__WHAT YOU ARE ASKED TO DO__:
Copy out each line of the material below with no changes.

__RECORDED DATA__:
:::
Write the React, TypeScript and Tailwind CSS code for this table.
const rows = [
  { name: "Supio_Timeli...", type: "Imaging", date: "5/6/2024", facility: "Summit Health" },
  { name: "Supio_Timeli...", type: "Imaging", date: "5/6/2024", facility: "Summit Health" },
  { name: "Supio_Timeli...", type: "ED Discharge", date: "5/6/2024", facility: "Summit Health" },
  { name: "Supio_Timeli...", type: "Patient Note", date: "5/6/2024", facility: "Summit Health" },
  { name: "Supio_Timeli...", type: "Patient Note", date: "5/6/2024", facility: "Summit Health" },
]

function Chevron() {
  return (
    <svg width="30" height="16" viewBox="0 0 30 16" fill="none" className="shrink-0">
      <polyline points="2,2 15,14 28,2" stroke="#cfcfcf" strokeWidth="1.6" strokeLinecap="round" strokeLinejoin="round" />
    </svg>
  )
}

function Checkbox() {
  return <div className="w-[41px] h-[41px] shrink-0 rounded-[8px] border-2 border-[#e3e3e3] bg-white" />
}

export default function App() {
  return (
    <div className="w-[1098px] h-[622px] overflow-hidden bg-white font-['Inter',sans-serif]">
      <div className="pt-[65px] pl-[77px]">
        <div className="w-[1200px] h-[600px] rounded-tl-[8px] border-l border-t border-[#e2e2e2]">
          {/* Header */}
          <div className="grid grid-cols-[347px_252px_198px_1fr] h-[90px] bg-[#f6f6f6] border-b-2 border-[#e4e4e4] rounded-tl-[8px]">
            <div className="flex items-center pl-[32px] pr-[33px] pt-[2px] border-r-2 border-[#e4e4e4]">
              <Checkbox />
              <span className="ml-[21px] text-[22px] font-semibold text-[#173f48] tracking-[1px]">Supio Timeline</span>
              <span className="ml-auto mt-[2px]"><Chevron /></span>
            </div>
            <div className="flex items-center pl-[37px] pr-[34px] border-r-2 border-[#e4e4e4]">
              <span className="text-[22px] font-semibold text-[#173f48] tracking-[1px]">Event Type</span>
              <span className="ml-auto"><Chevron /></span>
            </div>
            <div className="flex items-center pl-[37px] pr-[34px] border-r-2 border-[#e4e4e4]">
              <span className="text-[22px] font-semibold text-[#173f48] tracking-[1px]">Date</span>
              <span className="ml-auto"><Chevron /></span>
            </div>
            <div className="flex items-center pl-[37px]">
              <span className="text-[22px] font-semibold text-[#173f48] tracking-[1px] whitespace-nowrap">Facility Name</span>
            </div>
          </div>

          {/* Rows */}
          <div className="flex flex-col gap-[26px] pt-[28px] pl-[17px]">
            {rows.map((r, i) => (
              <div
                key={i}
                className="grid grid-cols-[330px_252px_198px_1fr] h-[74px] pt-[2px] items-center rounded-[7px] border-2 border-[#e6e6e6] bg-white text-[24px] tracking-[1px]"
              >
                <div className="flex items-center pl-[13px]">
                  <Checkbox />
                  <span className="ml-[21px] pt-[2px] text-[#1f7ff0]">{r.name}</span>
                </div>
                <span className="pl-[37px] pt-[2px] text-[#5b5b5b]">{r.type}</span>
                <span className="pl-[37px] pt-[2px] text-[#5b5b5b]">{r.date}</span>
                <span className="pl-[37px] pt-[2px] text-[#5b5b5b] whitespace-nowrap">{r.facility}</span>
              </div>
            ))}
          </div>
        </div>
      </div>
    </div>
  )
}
:::
__THE ANSWER__:
Write the React, TypeScript and Tailwind CSS code for this table.
const rows = [
  { name: "Supio_Timeli...", type: "Imaging", date: "5/6/2024", facility: "Summit Health" },
  { name: "Supio_Timeli...", type: "Imaging", date: "5/6/2024", facility: "Summit Health" },
  { name: "Supio_Timeli...", type: "ED Discharge", date: "5/6/2024", facility: "Summit Health" },
  { name: "Supio_Timeli...", type: "Patient Note", date: "5/6/2024", facility: "Summit Health" },
  { name: "Supio_Timeli...", type: "Patient Note", date: "5/6/2024", facility: "Summit Health" },
]

function Chevron() {
  return (
    <svg width="30" height="16" viewBox="0 0 30 16" fill="none" className="shrink-0">
      <polyline points="2,2 15,14 28,2" stroke="#cfcfcf" strokeWidth="1.6" strokeLinecap="round" strokeLinejoin="round" />
    </svg>
  )
}

function Checkbox() {
  return <div className="w-[41px] h-[41px] shrink-0 rounded-[8px] border-2 border-[#e3e3e3] bg-white" />
}

export default function App() {
  return (
    <div className="w-[1098px] h-[622px] overflow-hidden bg-white font-['Inter',sans-serif]">
      <div className="pt-[65px] pl-[77px]">
        <div className="w-[1200px] h-[600px] rounded-tl-[8px] border-l border-t border-[#e2e2e2]">
          {/* Header */}
          <div className="grid grid-cols-[347px_252px_198px_1fr] h-[90px] bg-[#f6f6f6] border-b-2 border-[#e4e4e4] rounded-tl-[8px]">
            <div className="flex items-center pl-[32px] pr-[33px] pt-[2px] border-r-2 border-[#e4e4e4]">
              <Checkbox />
              <span className="ml-[21px] text-[22px] font-semibold text-[#173f48] tracking-[1px]">Supio Timeline</span>
              <span className="ml-auto mt-[2px]"><Chevron /></span>
            </div>
            <div className="flex items-center pl-[37px] pr-[34px] border-r-2 border-[#e4e4e4]">
              <span className="text-[22px] font-semibold text-[#173f48] tracking-[1px]">Event Type</span>
              <span className="ml-auto"><Chevron /></span>
            </div>
            <div className="flex items-center pl-[37px] pr-[34px] border-r-2 border-[#e4e4e4]">
              <span className="text-[22px] font-semibold text-[#173f48] tracking-[1px]">Date</span>
              <span className="ml-auto"><Chevron /></span>
            </div>
            <div className="flex items-center pl-[37px]">
              <span className="text-[22px] font-semibold text-[#173f48] tracking-[1px] whitespace-nowrap">Facility Name</span>
            </div>
          </div>

          {/* Rows */}
          <div className="flex flex-col gap-[26px] pt-[28px] pl-[17px]">
            {rows.map((r, i) => (
              <div
                key={i}
                className="grid grid-cols-[330px_252px_198px_1fr] h-[74px] pt-[2px] items-center rounded-[7px] border-2 border-[#e6e6e6] bg-white text-[24px] tracking-[1px]"
              >
                <div className="flex items-center pl-[13px]">
                  <Checkbox />
                  <span className="ml-[21px] pt-[2px] text-[#1f7ff0]">{r.name}</span>
                </div>
                <span className="pl-[37px] pt-[2px] text-[#5b5b5b]">{r.type}</span>
                <span className="pl-[37px] pt-[2px] text-[#5b5b5b]">{r.date}</span>
                <span className="pl-[37px] pt-[2px] text-[#5b5b5b] whitespace-nowrap">{r.facility}</span>
              </div>
            ))}
          </div>
        </div>
      </div>
    </div>
  )
}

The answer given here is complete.